» SOURCE DATA:

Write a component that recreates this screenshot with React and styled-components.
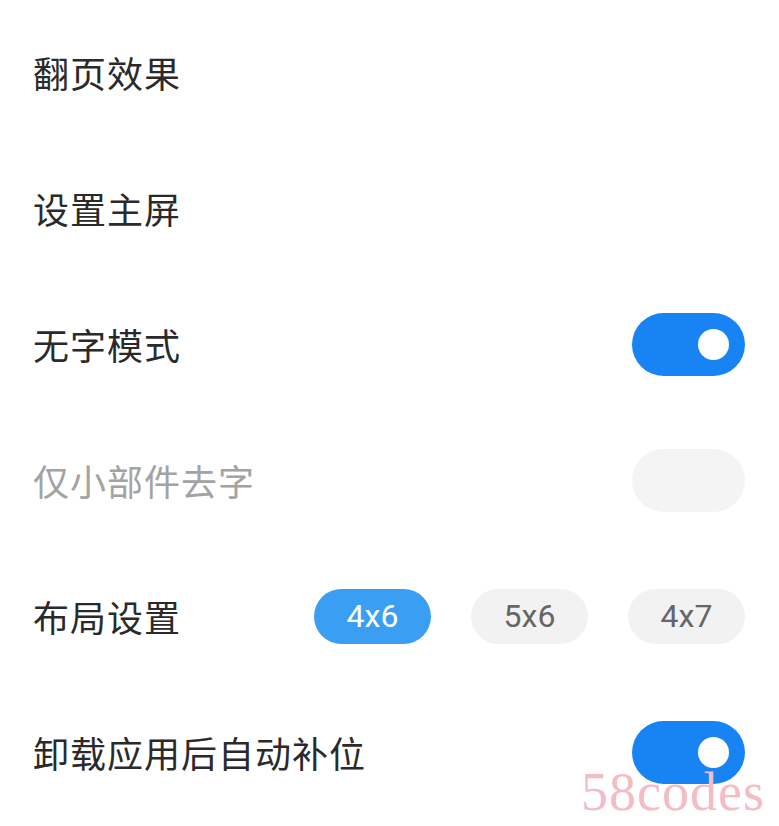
import styled, { createGlobalStyle } from "styled-components";

const GlobalStyle = createGlobalStyle`
  body {
    margin: 0;
    background: #ffffff;
    font-family: "Noto Sans CJK SC", "Noto Sans", sans-serif;
  }
`;

const Page = styled.div`
  position: relative;
  width: 779px;
  height: 826px;
  padding: 4px 34px 0 33px;
  box-sizing: border-box;
  overflow: hidden;
`;

const Row = styled.div`
  display: flex;
  align-items: center;
  justify-content: space-between;
  height: 136px;
`;

const Label = styled.span`
  font-size: 36px;
  line-height: 1;
  letter-spacing: 1px;
  color: ${(props) => (props.disabled ? "#a3a3a3" : "#2a2a2a")};
`;

const Toggle = styled.div`
  display: flex;
  align-items: center;
  justify-content: flex-end;
  width: 113px;
  height: 63px;
  padding-right: 16px;
  box-sizing: border-box;
  border-radius: 32px;
  background: ${(props) => (props.disabled ? "#f4f4f4" : "#1883f3")};
`;

const Knob = styled.div`
  width: 31px;
  height: 31px;
  border-radius: 50%;
  background: ${(props) => (props.disabled ? "#f4f4f4" : "#ffffff")};
`;

const Chips = styled.div`
  display: flex;
  gap: 40px;
`;

const Chip = styled.div`
  display: flex;
  align-items: center;
  justify-content: center;
  width: 117px;
  height: 55px;
  border-radius: 28px;
  font-family: "Roboto", "Noto Sans", sans-serif;
  font-size: 32px;
  background: ${(props) => (props.active ? "#3a9ef2" : "#f2f2f2")};
  color: ${(props) => (props.active ? "#ffffff" : "#666666")};
`;

const Watermark = styled.div`
  position: absolute;
  right: 14px;
  bottom: 7px;
  font-family: "Liberation Serif", serif;
  font-size: 54px;
  line-height: 1;
  letter-spacing: 1px;
  color: #f4bcc3;
`;

function Switch({ disabled }) {
  return (
    <Toggle disabled={disabled}>
      <Knob disabled={disabled} />
    </Toggle>
  );
}

const LAYOUTS = ["4x6", "5x6", "4x7"];

export default function App() {
  return (
    <Page>
      <GlobalStyle />
      <Row>
        <Label>翻页效果</Label>
      </Row>
      <Row>
        <Label>设置主屏</Label>
      </Row>
      <Row>
        <Label>无字模式</Label>
        <Switch />
      </Row>
      <Row>
        <Label disabled>仅小部件去字</Label>
        <Switch disabled />
      </Row>
      <Row>
        <Label>布局设置</Label>
        <Chips>
          {LAYOUTS.map((layout, index) => (
            <Chip key={layout} active={index === 0}>
              {layout}
            </Chip>
          ))}
        </Chips>
      </Row>
      <Row>
        <Label>卸载应用后自动补位</Label>
        <Switch />
      </Row>
      <Watermark>58codes</Watermark>
    </Page>
  );
}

» EXERCISE DIRECTIONS: State how many lines of the listing include the word "components". Reply with the number alone.

» SOLUTION: 2